The Parametrized RDD provides a similar set of operators as those provided by Spark’s RDD. Since the Parametrized RDD maintains local variables and shared variables, there are operators manipulating the data structure.

Operator	Meaning
this(rdd)	Constructor. It returns a Parametrized RDD object constructed from `rdd`. The partitioning of original `rdd` will be preserved.
reshuffle()	Reshuffle all elements across partitions. If your original dataset has not been shuffled, this operation is recommended at the creation of the Parametrized RDD.
map(func)	Return a RDD formed by mapping each element by function `func`. The function takes the element and the associated local/shared variables as input
foreach(func)	Process each element by function `func`. The function takes the element and the associated local/shared variables as input.
reduce(func)	Reduce all elements by function `func`. The function takes two elements as input and returns a single element as output.
mapSharedVariable(func)	Return a RDD formed by mapping the shared variable set by function `func`.
foreachSharedVariable(func)	Process the shared variable set by function `func`.
reduceSharedVariable(func)	Reduce all shared variable sets by function `func`. The function takes two SharedVariableSet objects as input and returns a single SharedVariableSet object as output.
syncSharedVariable()	Synchronize the shared variable across all partitions. This operation often follows the execution of the above four operations. If the shared variables is manually changed but not synchronized, the change may not actually take effect.
getSharedVariable()	Return the set of shared variables in the first partition.
getAllSharedVariables()	Return the set of shared variables in all partitions.
setProcessFunction(func)	Set the data processing function. The function `func` takes an arbitrary element, the weight of the element and the associated local/shared variables. It performs update on the local/shared variables.
setLossFunction(func)	Set a loss function for the stochastic algorithm. The function `func` takes an element and the associated local/shared variables. It returns the loss incurred by this element. Setting a loss function for the algorithm is optional, but a reasonable loss function may help Splash choose a better degree of parallelism.
run(spc)	Use the data processing function to process the dataset. `spc` is a `SplashConf` object. It specifies the hyper-parameters that the system needs.
duplicateAndReshuffle(n)	Make `n-1` copies of every element and reshuffle them across partitions.
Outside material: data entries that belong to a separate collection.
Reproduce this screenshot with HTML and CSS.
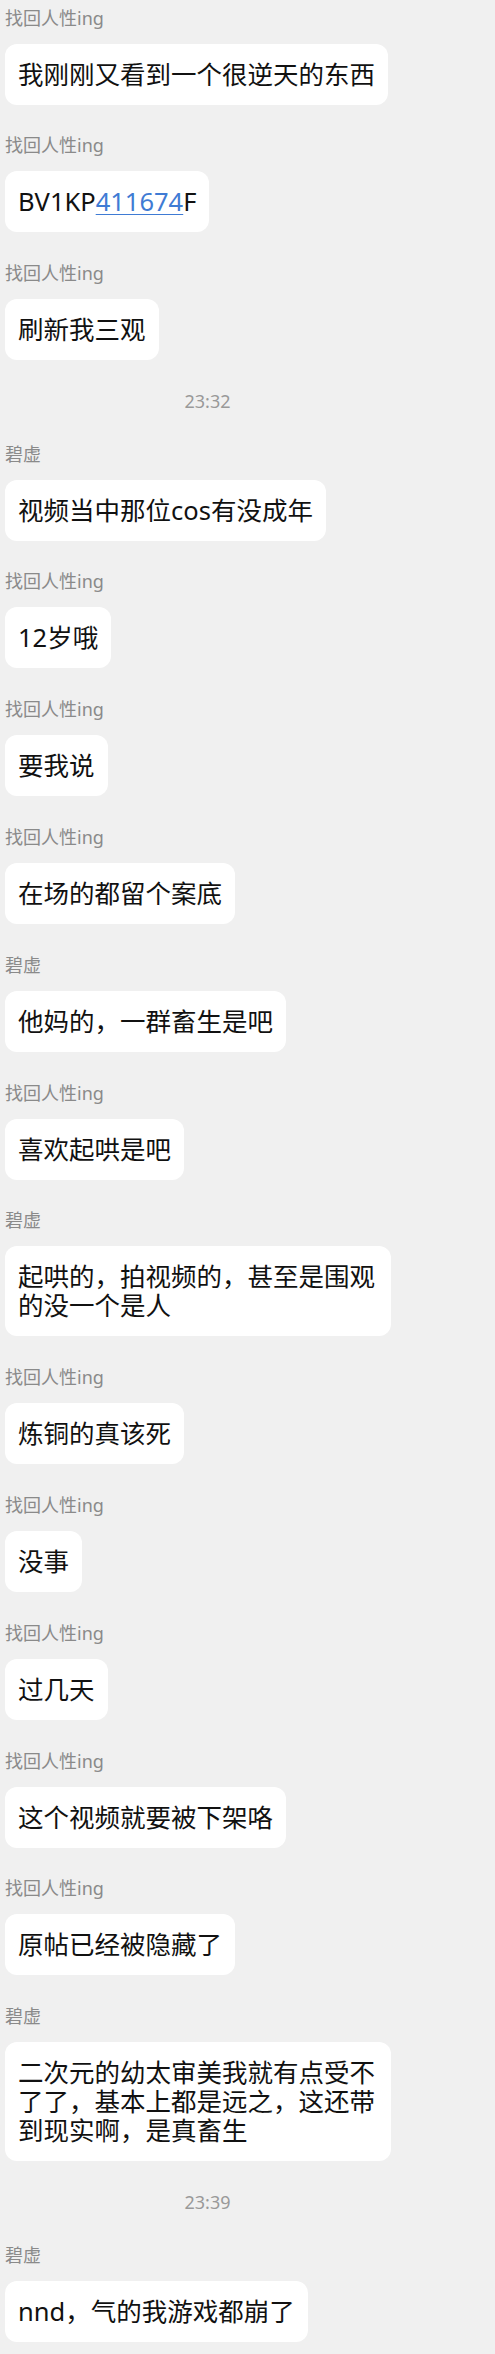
FILE: index.html
```html
<!DOCTYPE html>
<html lang="zh-CN">
<head>
<meta charset="utf-8">
<link rel="stylesheet" href="styles.css">
</head>
<body>
<main class="chat">
  <div class="msg"><div class="name">找回人性ing</div><div class="bubble">我刚刚又看到一个很逆天的东西</div></div>
  <div class="msg"><div class="name">找回人性ing</div><div class="bubble">BV1KP<span class="link">411674</span>F</div></div>
  <div class="msg"><div class="name">找回人性ing</div><div class="bubble">刷新我三观</div></div>
  <div class="time">23:32</div>
  <div class="msg"><div class="name">碧虚</div><div class="bubble">视频当中那位cos有没成年</div></div>
  <div class="msg"><div class="name">找回人性ing</div><div class="bubble">12岁哦</div></div>
  <div class="msg"><div class="name">找回人性ing</div><div class="bubble">要我说</div></div>
  <div class="msg"><div class="name">找回人性ing</div><div class="bubble">在场的都留个案底</div></div>
  <div class="msg"><div class="name">碧虚</div><div class="bubble">他妈的，一群畜生是吧</div></div>
  <div class="msg"><div class="name">找回人性ing</div><div class="bubble">喜欢起哄是吧</div></div>
  <div class="msg"><div class="name">碧虚</div><div class="bubble">起哄的，拍视频的，甚至是围观的没一个是人</div></div>
  <div class="msg"><div class="name">找回人性ing</div><div class="bubble">炼铜的真该死</div></div>
  <div class="msg"><div class="name">找回人性ing</div><div class="bubble">没事</div></div>
  <div class="msg"><div class="name">找回人性ing</div><div class="bubble">过几天</div></div>
  <div class="msg"><div class="name">找回人性ing</div><div class="bubble">这个视频就要被下架咯</div></div>
  <div class="msg"><div class="name">找回人性ing</div><div class="bubble">原帖已经被隐藏了</div></div>
  <div class="msg"><div class="name">碧虚</div><div class="bubble">二次元的幼太审美我就有点受不了了，基本上都是远之，这还带到现实啊，是真畜生</div></div>
  <div class="time">23:39</div>
  <div class="msg"><div class="name">碧虚</div><div class="bubble">nnd，气的我游戏都崩了</div></div>
</main>
</body>
</html>
```

FILE: styles.css
```css
html, body {
  margin: 0;
  padding: 0;
  background: #f0f0f0;
}
body {
  font-family: "Noto Sans", "Noto Sans CJK SC", sans-serif;
  color: #111;
}
.chat {
  display: flex;
  flex-direction: column;
  gap: 28.8px;
  padding: 5.5px 5px 12px 5px;
}
.msg {
  display: flex;
  flex-direction: column;
  align-items: flex-start;
  gap: 14px;
}
.name {
  font-size: 18px;
  line-height: 24px;
  height: 24px;
  color: #8a8a8a;
  padding-left: 0;
}
.bubble {
  background: #fff;
  border-radius: 12px;
  padding: 16px 13px;
  font-size: 25.5px;
  line-height: 29px;
  max-width: 386px;
  box-sizing: border-box;
  word-break: break-all;
}
.link {
  color: #3f7bd4;
  text-decoration: underline;
  text-decoration-thickness: 1px;
  text-underline-offset: 3px;
}
.time {
  width: 405px;
  text-align: center;
  font-size: 18px;
  line-height: 24px;
  height: 24px;
  color: #999;
}
```
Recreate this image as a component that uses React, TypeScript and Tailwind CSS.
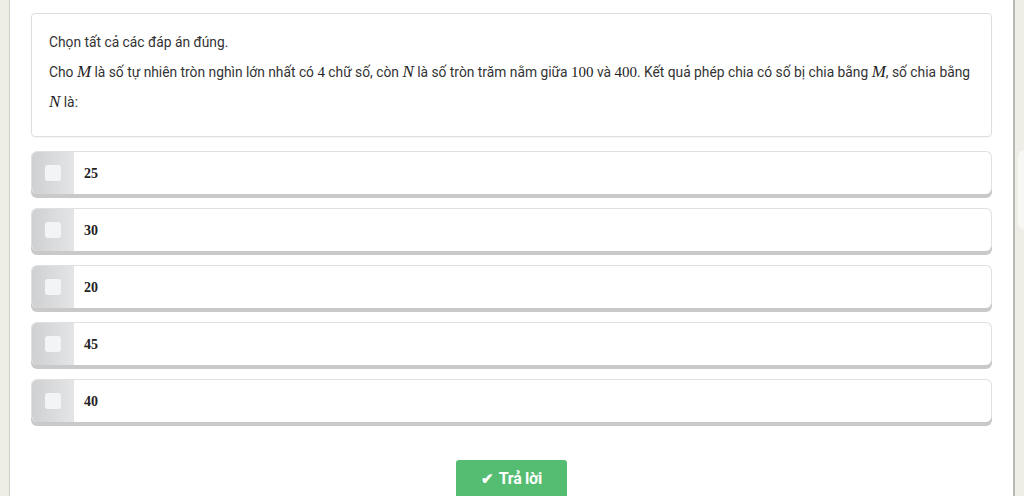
import React from "react";

const M = ({ c }: { c: string }) => (
  <span className="italic text-[17px] text-[#222]" style={{ fontFamily: '"Liberation Serif", "DejaVu Serif", serif' }}>
    {c}
  </span>
);
const Num = ({ c }: { c: string }) => (
  <span className="text-[15px] text-[#222]" style={{ fontFamily: '"Liberation Serif", "DejaVu Serif", serif' }}>
    {c}
  </span>
);

const options = ["25", "30", "20", "45", "40"];

export default function App() {
  return (
    <div className="w-[1024px] h-[496px] bg-[#efeee6] flex overflow-hidden" style={{ fontFamily: 'Roboto, "Noto Sans", sans-serif' }}>
      <div className="w-[10px] shrink-0 border-r border-[#cfcfc8]" />
      <div className="flex-1 bg-white border-r-2 border-[#b9b9b3] px-[21px] pt-[13px] flex flex-col">
        <div className="border border-[#dedede] rounded-[4px] pl-[17px] pr-[18px] pt-[18px] pb-[19px] text-[13.8px] text-[#333] shadow-[0_1px_2px_rgba(0,0,0,0.04)]">
          <p className="leading-[20px] mb-[5px]">Chọn tất cả các đáp án đúng.</p>
          <p className="leading-[29px]">
            Cho <M c="M" /> là số tự nhiên tròn nghìn lớn nhất có <Num c="4" /> chữ số, còn <M c="N" /> là số tròn trăm nằm giữa <Num c="100" /> và <Num c="400" />. Kết quả phép chia có số bị chia bằng <M c="M" />, số chia bằng <M c="N" /> là:
          </p>
        </div>
        <div className="mt-[14px] flex flex-col gap-[14px]">
          {options.map((o) => (
            <div key={o} className="flex h-[43px] rounded-[6px] border border-[#e0e0e0] border-b-0 overflow-hidden bg-white shadow-[0_4px_0_#c9c9c9]">
              <div className="w-[42px] shrink-0 flex items-center justify-center bg-gradient-to-r from-[#cfd0d2] to-[#e4e5e7] shadow-[0_4px_0_#9c9c9c]">
                <div className="w-[16px] h-[16px] rounded-[3px] bg-[#f2f4f6]" />
              </div>
              <div className="flex items-center pl-[10px]">
                <span className="text-[14px] font-bold text-[#222]" style={{ fontFamily: '"Liberation Serif", "DejaVu Serif", serif' }}>
                  {o}
                </span>
              </div>
            </div>
          ))}
        </div>
        <div className="flex justify-center mt-[38px]">
          <button className="w-[111px] h-[38px] rounded-[3px] bg-[#55bd72] text-white font-bold text-[16px] flex items-center justify-center gap-[5px] tracking-[-0.3px]">
            <span className="text-[15px]">✔</span>
            <span>Trả lời</span>
          </button>
        </div>
      </div>
      <div className="w-[9px] shrink-0 relative">
        <div className="absolute left-[3px] top-[150px] w-[14px] h-[80px] rounded-full bg-[#f7f7f3]" />
      </div>
    </div>
  );
}
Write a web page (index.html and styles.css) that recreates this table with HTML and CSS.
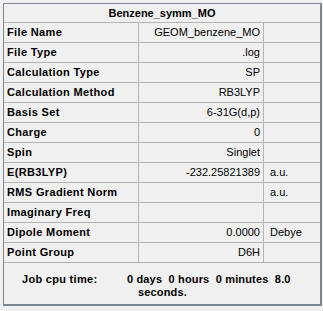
FILE: index.html
```html
<!DOCTYPE html>
<html>
<head>
<meta charset="utf-8">
<link rel="stylesheet" href="styles.css">
</head>
<body>
<div class="frame">
  <div class="title">Benzene_symm_MO</div>
  <div class="row"><div class="label">File Name</div><div class="value">GEOM_benzene_MO</div><div class="unit"></div></div>
  <div class="row"><div class="label">File Type</div><div class="value">.log</div><div class="unit"></div></div>
  <div class="row"><div class="label">Calculation Type</div><div class="value">SP</div><div class="unit"></div></div>
  <div class="row"><div class="label">Calculation Method</div><div class="value">RB3LYP</div><div class="unit"></div></div>
  <div class="row"><div class="label">Basis Set</div><div class="value">6-31G(d,p)</div><div class="unit"></div></div>
  <div class="row"><div class="label">Charge</div><div class="value">0</div><div class="unit"></div></div>
  <div class="row"><div class="label">Spin</div><div class="value">Singlet</div><div class="unit"></div></div>
  <div class="row"><div class="label">E(RB3LYP)</div><div class="value">-232.25821389</div><div class="unit">a.u.</div></div>
  <div class="row"><div class="label">RMS Gradient Norm</div><div class="value"></div><div class="unit">a.u.</div></div>
  <div class="row"><div class="label">Imaginary Freq</div><div class="value"></div><div class="unit"></div></div>
  <div class="row"><div class="label">Dipole Moment</div><div class="value">0.0000</div><div class="unit">Debye</div></div>
  <div class="row"><div class="label">Point Group</div><div class="value">D6H</div><div class="unit"></div></div>
  <div class="footer">
    <div class="job-label">Job cpu time:</div>
    <div class="job-value">0 days  0 hours  0 minutes  8.0 seconds.</div>
  </div>
</div>
</body>
</html>
```
FILE: styles.css
```css
html, body {
  margin: 0;
  padding: 0;
  background: #f0f0f0;
}
body {
  font-family: "Liberation Sans", Arial, sans-serif;
  font-size: 11px;
  color: #000;
}
.frame {
  margin: 3px 0 0 3px;
  width: 316px;
  border-left: 1px solid #7f868d;
  border-top: 1px solid #7f868d;
  border-right: 2px solid #7f868d;
  border-bottom: 2px solid #7f868d;
  background: #f0f0f0;
}
.title {
  height: 18px;
  line-height: 18px;
  text-align: center;
  font-weight: bold;
  border-bottom: 1px solid #b4b4b4;
}
.row {
  display: grid;
  grid-template-columns: 134px 124px 56px;
  column-gap: 1px;
  background: #b4b4b4;
  border-bottom: 1px solid #b4b4b4;
  height: 19px;
  line-height: 19px;
}
.row > div {
  background: #f0f0f0;
  white-space: nowrap;
  overflow: hidden;
}
.label {
  font-weight: bold;
  padding-left: 3px;
  letter-spacing: 0.35px;
}
.value {
  text-align: right;
  padding-right: 3px;
}
.unit {
  padding-left: 6px;
}
.footer {
  display: flex;
  height: 41px;
  box-sizing: border-box;
  padding-top: 10px;
  font-weight: bold;
  line-height: 13px;
}
.job-label {
  padding-left: 18px;
  width: 105px;
  letter-spacing: 0.3px;
}
.job-value {
  padding-left: 11px;
  text-indent: -11px;
  width: 170px;
  white-space: pre-wrap;
  letter-spacing: 0.15px;
}
```
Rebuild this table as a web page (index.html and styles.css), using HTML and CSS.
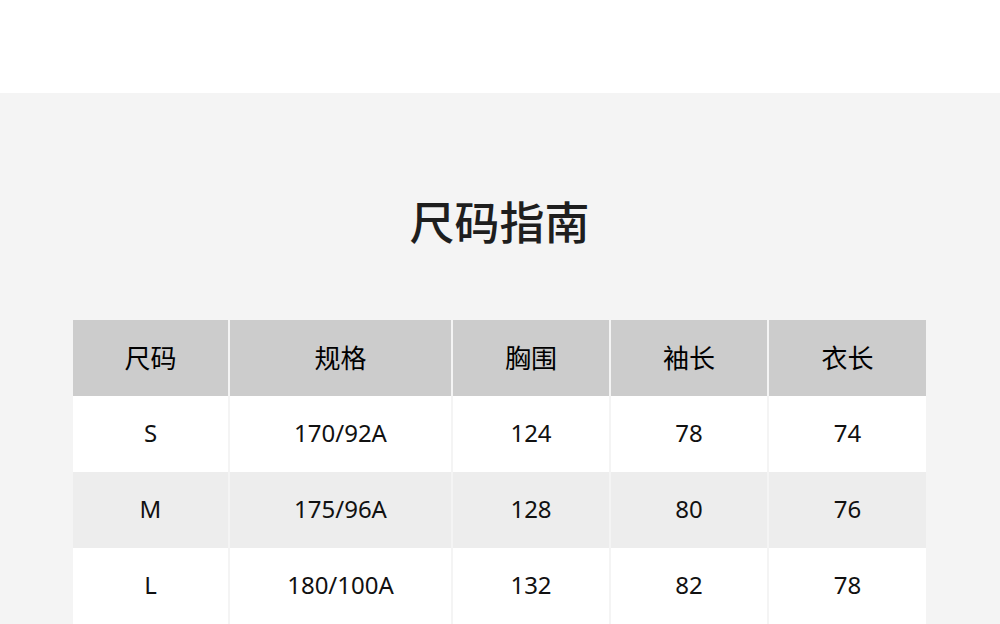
FILE: index.html
```html
<!DOCTYPE html>
<html lang="zh">
<head>
<meta charset="utf-8">
<title>尺码指南</title>
<link rel="stylesheet" href="styles.css">
</head>
<body>
<div class="topbar"></div>
<section class="guide">
  <h1 class="title">尺码指南</h1>
  <div class="table">
    <div class="row head">
      <div class="cell">尺码</div>
      <div class="cell">规格</div>
      <div class="cell">胸围</div>
      <div class="cell">袖长</div>
      <div class="cell">衣长</div>
    </div>
    <div class="row">
      <div class="cell">S</div>
      <div class="cell">170/92A</div>
      <div class="cell">124</div>
      <div class="cell">78</div>
      <div class="cell">74</div>
    </div>
    <div class="row alt">
      <div class="cell">M</div>
      <div class="cell">175/96A</div>
      <div class="cell">128</div>
      <div class="cell">80</div>
      <div class="cell">76</div>
    </div>
    <div class="row">
      <div class="cell">L</div>
      <div class="cell">180/100A</div>
      <div class="cell">132</div>
      <div class="cell">82</div>
      <div class="cell">78</div>
    </div>
  </div>
</section>
</body>
</html>
```
FILE: styles.css
```css
html, body {
  margin: 0;
  padding: 0;
  height: 100%;
  overflow: hidden;
}
body {
  background: #f4f4f4;
  font-family: "Noto Sans", "Noto Sans CJK SC", sans-serif;
  color: #111;
}
.topbar {
  height: 93px;
  background: #ffffff;
}
.guide {
  background: #f4f4f4;
  padding: 98px 74px 0 73px;
}
.title {
  margin: 0;
  height: 60px;
  line-height: 60px;
  text-align: center;
  font-family: "Noto Sans CJK SC", sans-serif;
  font-size: 45px;
  font-weight: 500;
  color: #1e1e1e;
}
.table {
  margin-top: 69px;
  width: 853px;
}
.row {
  display: grid;
  grid-template-columns: 155px 223px 158px 158px 159px;
  height: 76px;
  background: #ffffff;
}
.row.head {
  background: #cccccc;
}
.row.alt {
  background: #ededed;
}
.cell {
  box-sizing: border-box;
  display: flex;
  align-items: center;
  justify-content: center;
  padding-bottom: 3px;
  font-size: 24px;
  color: #111;
}
.cell + .cell {
  border-left: 2px solid #f4f4f4;
}
.head .cell {
  font-family: "Noto Sans CJK SC", sans-serif;
  font-size: 26px;
  padding-bottom: 4px;
  color: #000;
}
```
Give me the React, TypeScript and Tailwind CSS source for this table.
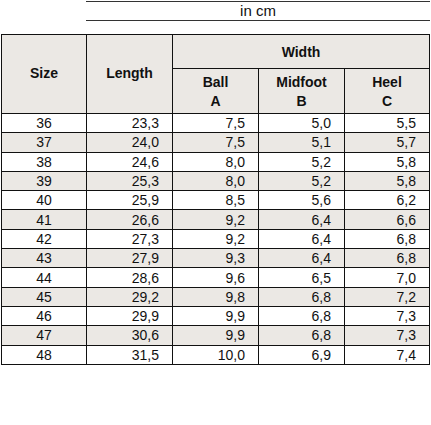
const rows: [string, string, string, string, string][] = [
  ["36", "23,3", "7,5", "5,0", "5,5"],
  ["37", "24,0", "7,5", "5,1", "5,7"],
  ["38", "24,6", "8,0", "5,2", "5,8"],
  ["39", "25,3", "8,0", "5,2", "5,8"],
  ["40", "25,9", "8,5", "5,6", "6,2"],
  ["41", "26,6", "9,2", "6,4", "6,6"],
  ["42", "27,3", "9,2", "6,4", "6,8"],
  ["43", "27,9", "9,3", "6,4", "6,8"],
  ["44", "28,6", "9,6", "6,5", "7,0"],
  ["45", "29,2", "9,8", "6,8", "7,2"],
  ["46", "29,9", "9,9", "6,8", "7,3"],
  ["47", "30,6", "9,9", "6,8", "7,3"],
  ["48", "31,5", "10,0", "6,9", "7,4"],
];

export default function App() {
  return (
    <div
      className="h-[425px] w-[431px] bg-white text-[#111]"
      style={{ fontFamily: '"Liberation Sans", Arial, sans-serif' }}
    >
      <div className="ml-[86px] mr-[1px] mt-[1px] flex h-[20px] items-center justify-center border-y border-[#333] text-[15px]">
        in cm
      </div>
      <table className="ml-[1px] mt-[13px] w-[428px] table-fixed border-collapse border border-[#111] text-[14px]">
        <colgroup>
          <col className="w-[85px]" />
          <col className="w-[86px]" />
          <col className="w-[86px]" />
          <col className="w-[86px]" />
          <col className="w-[85px]" />
        </colgroup>
        <thead className="bg-[#ebe8e4] font-bold">
          <tr className="h-[34px]">
            <th rowSpan={2} className="border border-[#111] pb-[1px] align-middle">
              Size
            </th>
            <th rowSpan={2} className="border border-[#111] pb-[1px] align-middle">
              Length
            </th>
            <th colSpan={3} className="border border-[#111] pt-[1px]">
              Width
            </th>
          </tr>
          <tr className="h-[45px]">
            {[
              ["Ball", "A"],
              ["Midfoot", "B"],
              ["Heel", "C"],
            ].map(([a, b]) => (
              <th key={a} className="border border-[#111] pt-[1px] leading-[19px]">
                {a}
                <br />
                {b}
              </th>
            ))}
          </tr>
        </thead>
        <tbody className="text-[14px]">
          {rows.map((r, i) => (
            <tr key={r[0]} className={i % 2 === 1 ? "h-[19.3px] bg-[#ebe8e4]" : "h-[19.3px] bg-white"}>
              <td className="border border-[#111] py-0 text-center leading-[18px]">{r[0]}</td>
              {r.slice(1).map((v, j) => (
                <td key={j} className="border border-[#111] py-0 pr-[13px] text-right leading-[18px]">
                  {v}
                </td>
              ))}
            </tr>
          ))}
        </tbody>
      </table>
    </div>
  );
}
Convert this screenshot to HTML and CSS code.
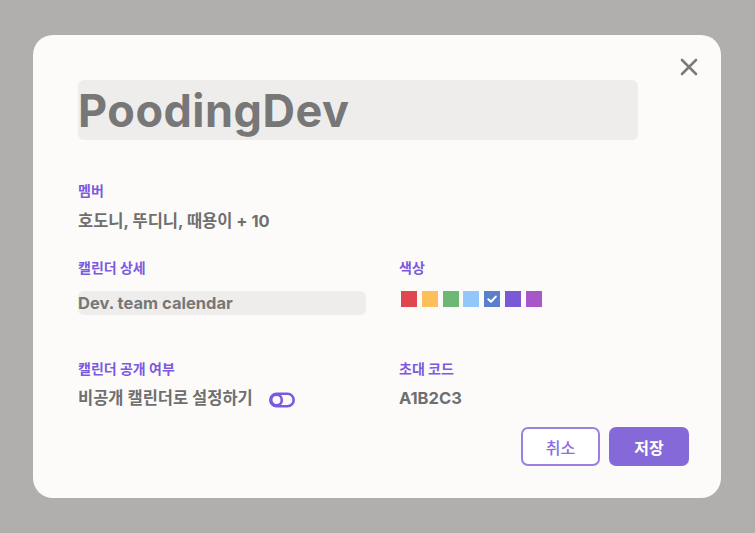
FILE: index.html
```html
<!DOCTYPE html>
<html lang="ko">
<head>
<meta charset="utf-8">
<link rel="stylesheet" href="styles.css">
</head>
<body>
<div class="overlay">
  <div class="modal">
    <button class="close" aria-label="닫기">
      <svg width="18" height="18" viewBox="0 0 18 18"><path d="M2 2L16 16M16 2L2 16" stroke="#7b7b7b" stroke-width="2.6" stroke-linecap="round"/></svg>
    </button>
    <div class="title-box">PoodingDev</div>
    <div class="field members">
      <div class="label">멤버</div>
      <div class="value">호도니, 뚜디니, 때용이 + 10</div>
    </div>
    <div class="grid">
      <div class="field">
        <div class="label">캘린더 상세</div>
        <div class="input">Dev. team calendar</div>
      </div>
      <div class="field">
        <div class="label">색상</div>
        <div class="swatches">
          <span class="sw c1"></span>
          <span class="sw c2"></span>
          <span class="sw c3"></span>
          <span class="sw c4"></span>
          <span class="sw c5"><svg width="16" height="16" viewBox="0 0 16 16"><path d="M4.3 8.3L7 10.8L11.8 5.6" stroke="#fff" stroke-width="2" fill="none" stroke-linecap="round" stroke-linejoin="round"/></svg></span>
          <span class="sw c6"></span>
          <span class="sw c7"></span>
        </div>
      </div>
      <div class="field row2">
        <div class="label">캘린더 공개 여부</div>
        <div class="value toggle-row">비공개 캘린더로 설정하기
          <svg class="toggle" width="26" height="16" viewBox="0 0 26 16"><rect x="1.3" y="1.8" width="23.4" height="12.4" rx="6.2" fill="none" stroke="#7b5ae0" stroke-width="2.6"/><circle cx="7.5" cy="8" r="5.3" fill="none" stroke="#7b5ae0" stroke-width="2.6"/></svg>
        </div>
      </div>
      <div class="field row2">
        <div class="label">초대 코드</div>
        <div class="value">A1B2C3</div>
      </div>
    </div>
    <div class="actions">
      <button class="btn cancel">취소</button>
      <button class="btn save">저장</button>
    </div>
  </div>
</div>
</body>
</html>
```

FILE: styles.css
```css
* { box-sizing: border-box; }
html, body { margin: 0; padding: 0; }
body {
  font-family: Inter, "Noto Sans CJK KR", sans-serif;
  background: #b0afad;
  width: 755px;
  height: 533px;
  overflow: hidden;
}
.overlay {
  padding: 35px 34px 35px 33px;
}
.modal {
  position: relative;
  width: 688px;
  height: 463px;
  background: #fcfbfa;
  border-radius: 20px;
  padding: 45px 32px 32px 45px;
  display: flex;
  flex-direction: column;
}
.close {
  position: absolute;
  top: 23px;
  right: 23px;
  width: 18px;
  height: 18px;
  padding: 0;
  border: 0;
  background: none;
  display: flex;
}
.title-box {
  width: 560px;
  height: 60px;
  background: #eeedeb;
  border-radius: 6px;
  font-size: 45px;
  font-weight: 700;
  color: #777777;
  line-height: 62px;
  padding-left: 0;
  letter-spacing: 0.5px;
}
.field { display: flex; flex-direction: column; }
.members { margin-top: 41px; }
.label {
  font-size: 14px;
  line-height: 20px;
  font-weight: 700;
  color: #7b5ae0;
}
.value {
  font-size: 16.5px;
  line-height: 24px;
  font-weight: 700;
  color: #6f6f6f;
}
.members .value { margin-top: 8px; }
.grid {
  display: grid;
  grid-template-columns: 321px 1fr;
  margin-top: 25px;
  row-gap: 44px;
}
.input {
  margin-top: 13px;
  width: 288px;
  height: 24px;
  background: #eeedeb;
  border-radius: 6px;
  font-size: 16.5px;
  line-height: 24px;
  font-weight: 700;
  color: #777777;
  padding-left: 0;
}
.swatches {
  margin-top: 13px;
  display: flex;
  gap: 4.8px;
  padding-left: 2px;
}
.sw { width: 16px; height: 16px; display: block; }
.c1 { background: #e0464f; }
.c2 { background: #fdbf5a; }
.c3 { background: #6db874; }
.c4 { background: #93c6fb; }
.c5 { background: #5b7fcc; }
.c6 { background: #7b58d6; }
.c7 { background: #a857c8; }
.row2 .value { margin-top: 7px; }
.toggle-row { display: flex; align-items: center; }
.toggle { margin-left: 16px; margin-top: 4px; }
.actions {
  margin-top: auto;
  display: flex;
  justify-content: flex-end;
  gap: 9px;
}
.btn {
  width: 80px;
  height: 39px;
  border-radius: 7px;
  font-family: Inter, "Noto Sans CJK KR", sans-serif;
  font-size: 16px;
  font-weight: 700;
}
.cancel {
  width: 79px;
  background: #fff;
  border: 2px solid #9b80e2;
  color: #8a6fe0;
  font-weight: 500;
}
.save {
  background: #8669d9;
  border: 0;
  color: #fff;
}
```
This will enlarge the dataset by a factor of `n`. Parallel threads can reduce communication costs by passing a larger local dataset.
duplicate(n)	Make `n-1` copies of every element without reshuffling.

Local Variable Operators

The local variables associated with a data element are organized as a LocalVariableSet instance. The supported operators are:

Operator	Meaning
get(key)	Return the value of associated with the key. The value is 0 if the variable has never been set.
set(key, value)	Set the variable indexed by `key` to be equal to `value`.
toArray()	Convert the variable set to an array of key-value pairs.

Shared Variable Operators

The shared variables are organized as a SharedVariableSet instance. The supported operators are:

Operator	Meaning
get(key)	Return the value of the key. The initial value is 0.
add(key, delta)	Add `delta` to the value of the key.
delayedAdd(key, delta)	Same as `add`, but the operation will not be executed instantly. Instead, it will be executed at the next time that the same element is processed. The delayed operation is useful for reversing a previous operation on the same element, or for passing information to the future.
multiply(key, gamma)	Multiply the value of the key by `gamma`.
declareArray(key, length)	Declare an array associated with the `key`. The `length` argument indicates the dimension of the array. The array has to be declared before manipulated. Generally speaking, manipulating an array of real numbers is faster than manipulating the same number of key-value pairs.
getArray(key)	Return the array associated with the key. It will return `null` if the array has not been declared.
getArrayElement(key, ind)	Return the array element with index `ind`. It will return 0 if the array has not been declared.
getArrayElements(key, inds)	Return array elements with specified indices `inds: Array[Int]`.
addArray(key, delta)	Add `delta: Array[Double]` to the array associated with the key.
addArrayElement(key, ind, delta)	Add `delta: Array[Double]` to the specified indices `inds: Array[Int]`. The dimenions of `delta` and `inds` should be equal.
addArrayElements(key, inds, delta)	Add `delta` to the array element with index `ind`.
delayedAddArray(key, delta)	The same as `addArray`, but the operation will not be executed until the next time the same element is processed.
delayedAddArrayElement(key, delta, delta)	The same as `addArrayElement`, but the operation will not be executed until the next time the same element is processed.
multiplyArray(key, gamma)	Multiply all elements of the array by a real number `gamma`. The computation complexity of this operation is O(1), independent of the dimension of the array.
dontSync(key)	The system will not synchronize this variable at the next round of synchronization. This will improve the communication efficiency, but may cause unpredictable consistency issues. Don’t register a variable as `dontSync` unless you are sure that it will never be used by other partitions. The `dontSync` declaration is only effective at the current iteration.
dontSyncArray(key)	The same as `dontSync`, but the object is an array.

Splash Configurations

The Splash Configuration class allows the user to customize the execution of the algorithm. Given a SplashConf instance spc, the properties are set by

spc.set(propertyName,propertyValue)

Here is a list of configurable properties:

Property Name	Default Value	Meaning
max.thread.num	0	The maximum number of threads to run the algorithm. If `max.thread.num = 0`, then the maximum number of threads is the number of partitions.
auto.thread	true	If the value is `true`, then the system will automatically determine the number of threads to run the algorithm. Otherwise, the number of threads will be equal to the maximum number of threads.
data.per.iteration	1.0	Proportion of local data processed in each iteration. In each iteration, every local thread goes through `data.per.iteration` proportion of its partition, then all threads synchronize at the end of the iteration. This proportion cannot be greater than 1. If you want to take multiple passes over the dataset in one iteration, use `duplicate` or `duplicateAndReshuffle` to enlarge the dataset.